*PROBLEM STATEMENT*
Give the listing again exactly, omitting its images.

*DATASET EXCERPTS*
>>

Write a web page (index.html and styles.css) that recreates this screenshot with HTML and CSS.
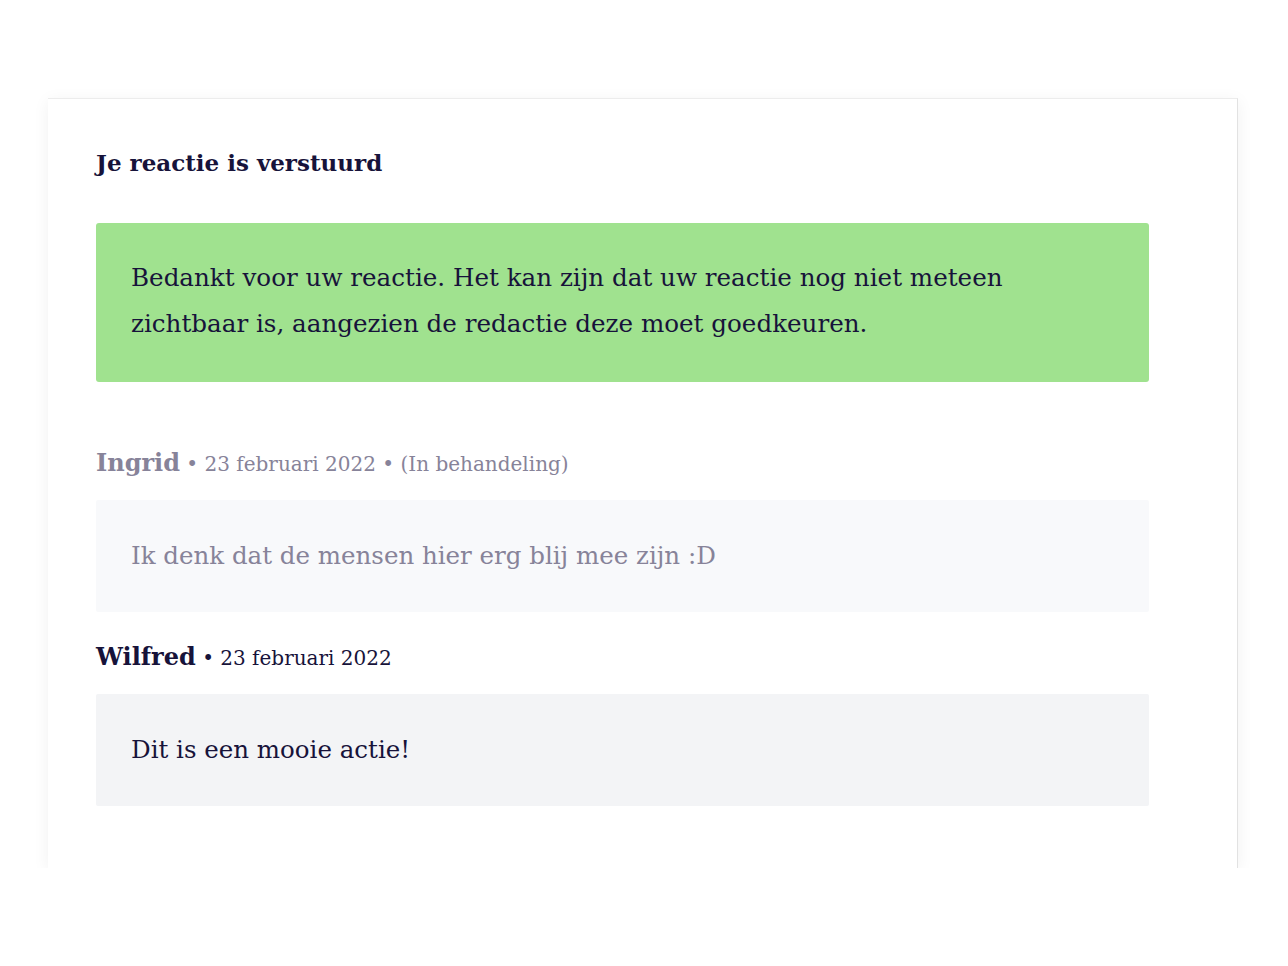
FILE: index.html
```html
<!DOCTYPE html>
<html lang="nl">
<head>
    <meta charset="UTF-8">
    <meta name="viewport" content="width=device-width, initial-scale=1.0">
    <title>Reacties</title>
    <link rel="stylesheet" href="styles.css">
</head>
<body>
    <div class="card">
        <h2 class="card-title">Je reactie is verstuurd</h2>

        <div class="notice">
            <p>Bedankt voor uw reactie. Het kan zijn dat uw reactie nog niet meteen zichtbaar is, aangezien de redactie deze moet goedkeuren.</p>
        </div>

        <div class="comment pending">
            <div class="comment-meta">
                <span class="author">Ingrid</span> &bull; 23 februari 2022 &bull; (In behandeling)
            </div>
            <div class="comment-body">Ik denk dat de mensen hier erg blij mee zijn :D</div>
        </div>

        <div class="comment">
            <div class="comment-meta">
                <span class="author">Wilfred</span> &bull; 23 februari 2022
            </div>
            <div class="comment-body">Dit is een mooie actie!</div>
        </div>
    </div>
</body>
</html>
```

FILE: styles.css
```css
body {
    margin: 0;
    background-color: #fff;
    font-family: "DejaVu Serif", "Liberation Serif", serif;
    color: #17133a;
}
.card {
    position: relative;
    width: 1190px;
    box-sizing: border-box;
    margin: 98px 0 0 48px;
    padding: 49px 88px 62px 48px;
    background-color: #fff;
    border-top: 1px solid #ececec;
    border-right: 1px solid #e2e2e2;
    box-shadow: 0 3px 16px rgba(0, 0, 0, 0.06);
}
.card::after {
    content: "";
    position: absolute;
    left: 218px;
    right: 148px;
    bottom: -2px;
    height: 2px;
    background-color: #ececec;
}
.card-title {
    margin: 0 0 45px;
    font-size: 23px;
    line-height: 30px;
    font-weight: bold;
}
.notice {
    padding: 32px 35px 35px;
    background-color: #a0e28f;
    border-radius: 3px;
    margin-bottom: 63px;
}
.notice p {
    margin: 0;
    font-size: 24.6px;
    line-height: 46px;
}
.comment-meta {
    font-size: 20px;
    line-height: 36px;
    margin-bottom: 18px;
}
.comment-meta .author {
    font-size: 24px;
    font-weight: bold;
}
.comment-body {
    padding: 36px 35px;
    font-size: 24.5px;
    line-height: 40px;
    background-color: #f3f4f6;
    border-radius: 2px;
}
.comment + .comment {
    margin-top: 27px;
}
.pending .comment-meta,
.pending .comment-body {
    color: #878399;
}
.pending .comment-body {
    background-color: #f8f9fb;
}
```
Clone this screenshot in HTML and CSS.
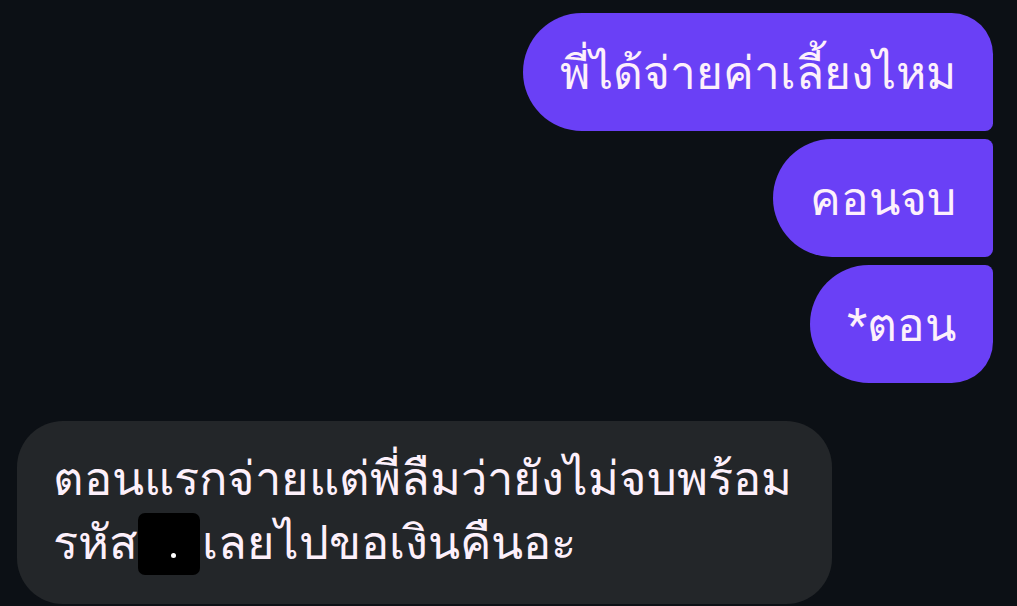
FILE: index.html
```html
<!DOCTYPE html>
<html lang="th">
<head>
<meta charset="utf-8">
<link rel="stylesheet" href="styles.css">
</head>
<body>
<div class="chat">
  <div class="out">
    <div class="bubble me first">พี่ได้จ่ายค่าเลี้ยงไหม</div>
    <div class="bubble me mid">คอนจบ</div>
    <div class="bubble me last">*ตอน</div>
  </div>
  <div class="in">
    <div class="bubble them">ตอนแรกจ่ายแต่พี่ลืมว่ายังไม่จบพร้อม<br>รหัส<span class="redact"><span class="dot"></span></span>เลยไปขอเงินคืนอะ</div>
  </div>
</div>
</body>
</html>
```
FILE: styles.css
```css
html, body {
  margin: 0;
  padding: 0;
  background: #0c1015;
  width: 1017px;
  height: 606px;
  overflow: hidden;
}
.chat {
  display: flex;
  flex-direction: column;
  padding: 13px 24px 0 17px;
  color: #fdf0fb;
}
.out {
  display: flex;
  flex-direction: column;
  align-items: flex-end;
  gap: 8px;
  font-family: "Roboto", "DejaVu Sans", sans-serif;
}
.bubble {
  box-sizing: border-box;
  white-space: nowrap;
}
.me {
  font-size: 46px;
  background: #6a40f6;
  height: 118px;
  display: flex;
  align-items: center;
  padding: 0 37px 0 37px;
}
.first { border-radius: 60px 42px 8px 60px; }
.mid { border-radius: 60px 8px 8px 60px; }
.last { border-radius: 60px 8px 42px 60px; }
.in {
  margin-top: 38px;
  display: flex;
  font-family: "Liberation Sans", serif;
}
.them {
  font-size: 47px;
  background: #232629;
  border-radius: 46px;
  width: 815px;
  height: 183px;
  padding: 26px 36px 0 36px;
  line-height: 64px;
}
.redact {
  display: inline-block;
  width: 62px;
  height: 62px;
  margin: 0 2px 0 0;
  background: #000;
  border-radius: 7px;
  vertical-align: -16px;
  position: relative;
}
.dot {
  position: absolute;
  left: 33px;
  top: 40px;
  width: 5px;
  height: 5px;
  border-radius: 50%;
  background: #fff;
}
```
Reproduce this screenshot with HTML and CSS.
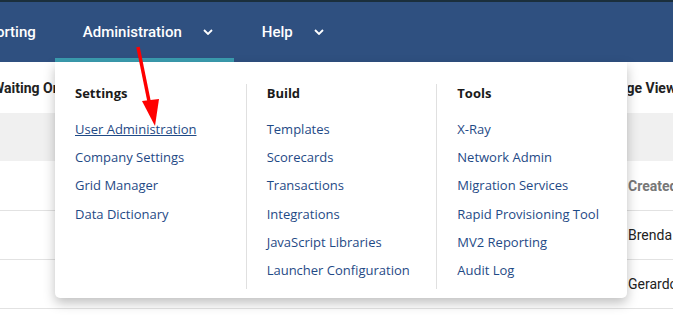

<<

*SOLUTION TO THE PROBLEM*
Write a web page (index.html and styles.css) that recreates this screenshot with HTML and CSS.
FILE: index.html
```html
<!DOCTYPE html>
<html lang="nl">
<head>
    <meta charset="UTF-8">
    <meta name="viewport" content="width=device-width, initial-scale=1.0">
    <title>Reacties</title>
    <link rel="stylesheet" href="styles.css">
</head>
<body>
    <div class="card">
        <h2 class="card-title">Je reactie is verstuurd</h2>

        <div class="notice">
            <p>Bedankt voor uw reactie. Het kan zijn dat uw reactie nog niet meteen zichtbaar is, aangezien de redactie deze moet goedkeuren.</p>
        </div>

        <div class="comment pending">
            <div class="comment-meta">
                <span class="author">Ingrid</span> &bull; 23 februari 2022 &bull; (In behandeling)
            </div>
            <div class="comment-body">Ik denk dat de mensen hier erg blij mee zijn :D</div>
        </div>

        <div class="comment">
            <div class="comment-meta">
                <span class="author">Wilfred</span> &bull; 23 februari 2022
            </div>
            <div class="comment-body">Dit is een mooie actie!</div>
        </div>
    </div>
</body>
</html>
```

FILE: styles.css
```css
body {
    margin: 0;
    background-color: #fff;
    font-family: "DejaVu Serif", "Liberation Serif", serif;
    color: #17133a;
}
.card {
    position: relative;
    width: 1190px;
    box-sizing: border-box;
    margin: 98px 0 0 48px;
    padding: 49px 88px 62px 48px;
    background-color: #fff;
    border-top: 1px solid #ececec;
    border-right: 1px solid #e2e2e2;
    box-shadow: 0 3px 16px rgba(0, 0, 0, 0.06);
}
.card::after {
    content: "";
    position: absolute;
    left: 218px;
    right: 148px;
    bottom: -2px;
    height: 2px;
    background-color: #ececec;
}
.card-title {
    margin: 0 0 45px;
    font-size: 23px;
    line-height: 30px;
    font-weight: bold;
}
.notice {
    padding: 32px 35px 35px;
    background-color: #a0e28f;
    border-radius: 3px;
    margin-bottom: 63px;
}
.notice p {
    margin: 0;
    font-size: 24.6px;
    line-height: 46px;
}
.comment-meta {
    font-size: 20px;
    line-height: 36px;
    margin-bottom: 18px;
}
.comment-meta .author {
    font-size: 24px;
    font-weight: bold;
}
.comment-body {
    padding: 36px 35px;
    font-size: 24.5px;
    line-height: 40px;
    background-color: #f3f4f6;
    border-radius: 2px;
}
.comment + .comment {
    margin-top: 27px;
}
.pending .comment-meta,
.pending .comment-body {
    color: #878399;
}
.pending .comment-body {
    background-color: #f8f9fb;
}
```
Clone this screenshot in HTML and CSS.
FILE: index.html
```html
<!DOCTYPE html>
<html lang="th">
<head>
<meta charset="utf-8">
<link rel="stylesheet" href="styles.css">
</head>
<body>
<div class="chat">
  <div class="out">
    <div class="bubble me first">พี่ได้จ่ายค่าเลี้ยงไหม</div>
    <div class="bubble me mid">คอนจบ</div>
    <div class="bubble me last">*ตอน</div>
  </div>
  <div class="in">
    <div class="bubble them">ตอนแรกจ่ายแต่พี่ลืมว่ายังไม่จบพร้อม<br>รหัส<span class="redact"><span class="dot"></span></span>เลยไปขอเงินคืนอะ</div>
  </div>
</div>
</body>
</html>
```
FILE: styles.css
```css
html, body {
  margin: 0;
  padding: 0;
  background: #0c1015;
  width: 1017px;
  height: 606px;
  overflow: hidden;
}
.chat {
  display: flex;
  flex-direction: column;
  padding: 13px 24px 0 17px;
  color: #fdf0fb;
}
.out {
  display: flex;
  flex-direction: column;
  align-items: flex-end;
  gap: 8px;
  font-family: "Roboto", "DejaVu Sans", sans-serif;
}
.bubble {
  box-sizing: border-box;
  white-space: nowrap;
}
.me {
  font-size: 46px;
  background: #6a40f6;
  height: 118px;
  display: flex;
  align-items: center;
  padding: 0 37px 0 37px;
}
.first { border-radius: 60px 42px 8px 60px; }
.mid { border-radius: 60px 8px 8px 60px; }
.last { border-radius: 60px 8px 42px 60px; }
.in {
  margin-top: 38px;
  display: flex;
  font-family: "Liberation Sans", serif;
}
.them {
  font-size: 47px;
  background: #232629;
  border-radius: 46px;
  width: 815px;
  height: 183px;
  padding: 26px 36px 0 36px;
  line-height: 64px;
}
.redact {
  display: inline-block;
  width: 62px;
  height: 62px;
  margin: 0 2px 0 0;
  background: #000;
  border-radius: 7px;
  vertical-align: -16px;
  position: relative;
}
.dot {
  position: absolute;
  left: 33px;
  top: 40px;
  width: 5px;
  height: 5px;
  border-radius: 50%;
  background: #fff;
}
```
Reproduce this screenshot with HTML and CSS.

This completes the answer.